There are lots of ways of sending a signal about how much we care about free speech other than this one.
(Possibly it matters that I am thinking about this in terms of stuff I've previously defended people's right to say and publish, if for some reason they want. In my case, it has involved mostly people with odious political opinions and porn that I, personally, find repellent. In either case, the idea of having to republish these things myself, or of thinking that that's part of what I signed on for when I decided to support free speech, is bizarre.)
Posted by: hilzoy | February 04, 2006 at 10:34 AM
If you are going to say "these guys are the enemy" and "these guys are evil" you ought to specify your antecedent--the first time you write it. Really.
Posted by: Katherine | February 04, 2006 at 10:48 AM
But that, to me, is completely distinct from wanting to publish them myself. Just as supporting the right of the cartoonists to draw them is completely distinct from wanting to draw them myself.
I see that.
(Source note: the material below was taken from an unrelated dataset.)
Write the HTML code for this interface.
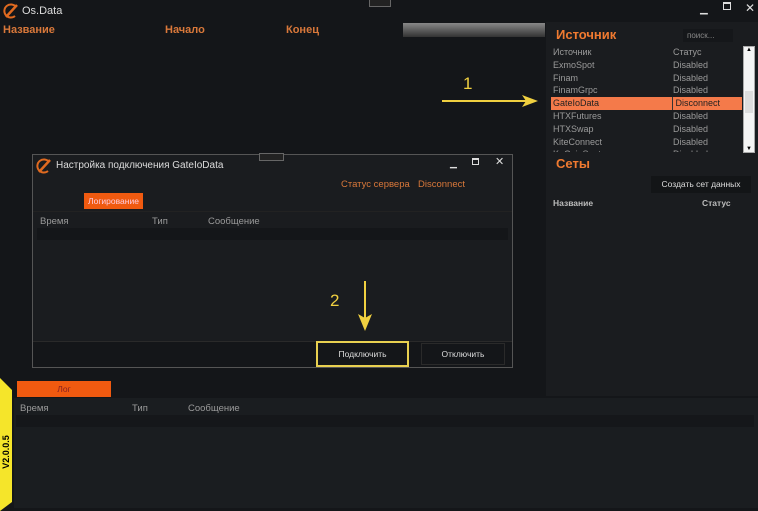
<!DOCTYPE html>
<html><head><meta charset="utf-8"><style>
*{margin:0;padding:0;box-sizing:border-box}
body{width:758px;height:511px;background:#141619;position:relative;overflow:hidden;font-family:"Liberation Sans","DejaVu Sans",sans-serif;color:#9a9a9a;font-size:9px}
.a{position:absolute}
.or{color:#d9783a}
</style></head><body>
<svg class="a" style="left:3px;top:3px" width="16" height="16" viewBox="0 0 16 16"><path d="M13 4 A6.5 6.5 0 1 0 12 13" fill="none" stroke="#e06a20" stroke-width="2"/><path d="M3 14 L14 2" stroke="#e06a20" stroke-width="2.5"/></svg>
<div class="a" style="left:22px;top:5px;font-size:11px;color:#ddd">Os.Data</div>
<div class="a" style="left:369px;top:0;width:22px;height:7px;border:1px solid #666;border-top:none;background:#222"></div>
<div class="a" style="left:700px;top:4px;color:#ddd;font-size:10px">▁</div>
<div class="a" style="left:723px;top:2px;width:8px;height:8px;border:1px solid #ddd;border-top-width:2px"></div>
<div class="a" style="left:745px;top:1px;color:#ddd;font-size:12px">✕</div>
<div class="a or" style="left:3px;top:24px;font-size:11px;font-weight:bold">Название</div>
<div class="a or" style="left:165px;top:24px;font-size:11px;font-weight:bold">Начало</div>
<div class="a or" style="left:286px;top:24px;font-size:11px;font-weight:bold">Конец</div>
<div class="a" style="left:403px;top:23px;width:142px;height:14px;background:linear-gradient(#888,#333)"></div>
<div class="a" style="left:546px;top:22px;width:212px;height:374px;background:#1a1c1f"></div>
<div class="a" style="left:556px;top:27px;font-size:13px;font-weight:bold;color:#f07a30">Источник</div>
<div class="a" style="left:683px;top:29px;width:50px;height:13px;background:#15171a;color:#888;font-size:8px;padding:2px 4px">поиск...</div>
<div class="a" style="left:551px;top:46px;width:191px;height:106px;overflow:hidden;line-height:12.8px;font-size:9px">
<div style="display:flex;padding-left:2px"><span style="width:120px">Источник</span><span>Статус</span></div>
<div style="display:flex;padding-left:2px"><span style="width:120px">ExmoSpot</span><span>Disabled</span></div>
<div style="display:flex;padding-left:2px"><span style="width:120px">Finam</span><span>Disabled</span></div>
<div style="display:flex;padding-left:2px"><span style="width:120px">FinamGrpc</span><span>Disabled</span></div>
<div style="display:flex;padding-left:2px;background:#f47a4a;color:#222"><span style="width:120px;border-right:1px solid #333">GateIoData</span><span>&nbsp;Disconnect</span></div>
<div style="display:flex;padding-left:2px"><span style="width:120px">HTXFutures</span><span>Disabled</span></div>
<div style="display:flex;padding-left:2px"><span style="width:120px">HTXSwap</span><span>Disabled</span></div>
<div style="display:flex;padding-left:2px"><span style="width:120px">KiteConnect</span><span>Disabled</span></div>
<div style="display:flex;padding-left:2px"><span style="width:120px">KuCoinSpot</span><span>Disabled</span></div>
</div>
<div class="a" style="left:743px;top:46px;width:12px;height:107px;background:#f4f4f4;border:1px solid #aaa"><div style="font-size:6px;color:#000;text-align:center">▲</div><div style="position:absolute;top:44px;left:1px;width:8px;height:22px;background:#ddd"></div><div style="position:absolute;bottom:0;width:10px;font-size:6px;color:#000;text-align:center">▼</div></div>
<div class="a" style="left:556px;top:156px;font-size:13px;font-weight:bold;color:#f07a30">Сеты</div>
<div class="a" style="left:651px;top:176px;width:100px;height:17px;background:#131517;color:#ddd;font-size:8.5px;text-align:center;line-height:17px">Создать сет данных</div>
<div class="a" style="left:553px;top:198px;font-weight:bold;color:#bbb;font-size:8.5px">Название</div>
<div class="a" style="left:702px;top:198px;font-weight:bold;color:#bbb;font-size:8.5px">Статус</div>
<div class="a" style="left:463px;top:74px;color:#f0d040;font-size:17px">1</div>
<svg class="a" style="left:440px;top:93px" width="100" height="16"><path d="M2 8 H88" stroke="#f0d040" stroke-width="2"/><path d="M82 2 L98 8 L82 14 L86 8Z" fill="#f0d040"/></svg>
<div class="a" style="left:32px;top:154px;width:481px;height:214px;background:#1a1c1f;border:1px solid #555"></div>
<div class="a" style="left:259px;top:153px;width:25px;height:8px;border:1px solid #666;background:#222"></div>
<svg class="a" style="left:36px;top:158px" width="16" height="16" viewBox="0 0 16 16"><path d="M13 4 A6.5 6.5 0 1 0 12 13" fill="none" stroke="#e06a20" stroke-width="2"/><path d="M3 14 L14 2" stroke="#e06a20" stroke-width="2.5"/></svg>
<div class="a" style="left:56px;top:160px;color:#ddd;font-size:10px">Настройка подключения GateIoData</div>
<div class="a" style="left:450px;top:158px;color:#ddd">▁</div>
<div class="a" style="left:472px;top:158px;width:7px;height:7px;border:1px solid #ddd;border-top-width:2px"></div>
<div class="a" style="left:495px;top:155px;color:#ddd;font-size:11px">✕</div>
<div class="a or" style="left:341px;top:179px;font-size:9.5px">Статус сервера</div>
<div class="a or" style="left:418px;top:179px;font-size:9.5px">Disconnect</div>
<div class="a" style="left:84px;top:193px;width:59px;height:16px;background:#f05a10;color:#fcd;font-size:8.5px;text-align:center;line-height:16px">Логирование</div>
<div class="a" style="left:33px;top:211px;width:479px;height:1px;background:#222"></div>
<div class="a" style="left:40px;top:216px;font-size:9.5px">Время</div>
<div class="a" style="left:152px;top:216px;font-size:9.5px">Тип</div>
<div class="a" style="left:208px;top:216px;font-size:9.5px">Сообщение</div>
<div class="a" style="left:37px;top:228px;width:471px;height:12px;background:#141619"></div>
<div class="a" style="left:33px;top:341px;width:479px;height:26px;background:#141619;border-top:1px solid #2a2a2a"></div>
<div class="a" style="left:316px;top:341px;width:93px;height:26px;border:2px solid #e8d050;background:#141619;color:#ddd;font-size:8.5px;text-align:center;line-height:22px">Подключить</div>
<div class="a" style="left:421px;top:343px;width:84px;height:22px;border:1px solid #2a2a2a;color:#ddd;font-size:8.5px;text-align:center;line-height:21px">Отключить</div>
<div class="a" style="left:330px;top:291px;color:#f0d040;font-size:17px">2</div>
<svg class="a" style="left:356px;top:280px" width="18" height="52"><path d="M9 1 V40" stroke="#f0d040" stroke-width="2"/><path d="M2 34 L9 51 L16 34 L9 38Z" fill="#f0d040"/></svg>
<div class="a" style="left:14px;top:398px;width:744px;height:110px;background:#1a1d20"></div>
<div class="a" style="left:17px;top:381px;width:94px;height:16px;background:#f05a10;color:#822;font-size:8.5px;text-align:center;line-height:16px">Лог</div>
<div class="a" style="left:20px;top:403px;font-size:9.5px">Время</div>
<div class="a" style="left:132px;top:403px;font-size:9.5px">Тип</div>
<div class="a" style="left:188px;top:403px;font-size:9.5px">Сообщение</div>
<div class="a" style="left:16px;top:415px;width:738px;height:12px;background:#15171a"></div>
<svg class="a" style="left:0;top:378px" width="14" height="133"><path d="M0 0 L12 12 V124 L0 133Z" fill="#f5e52a"/></svg>
<div class="a" style="left:-14px;top:447px;transform:rotate(-90deg);font-size:9px;font-weight:bold;color:#000;width:40px;text-align:center">V2.0.0.5</div>
</body></html>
In fact when I posted one on the art blog, I chose the one I thought was best at explaining why the issue was offensive to the Europeans and had no desire at all the post the more transgressive ones because, well, they don't reflect my personal opinion.
But I think by republishing them the other European papers were making a point that couldn't be made any other way: we believe you can NOT dictate what the press can publish. And it's a message I support.
Posted by: Edward_ | February 04, 2006 at 10:50 AM
I think Hilzoy has the right idea here.
By "these guys are the enemy" I assume Von is referring to the people who react to free speech with violence or threats of violence. That's fine. But I think what he's missing is that when you act like MM and the other right-wing bloggers who republish the cartoons over and over to taunt "the enemy," you can't just pretend that "We're only doing this to send a message to the rioters. Everyone else, close your eyes."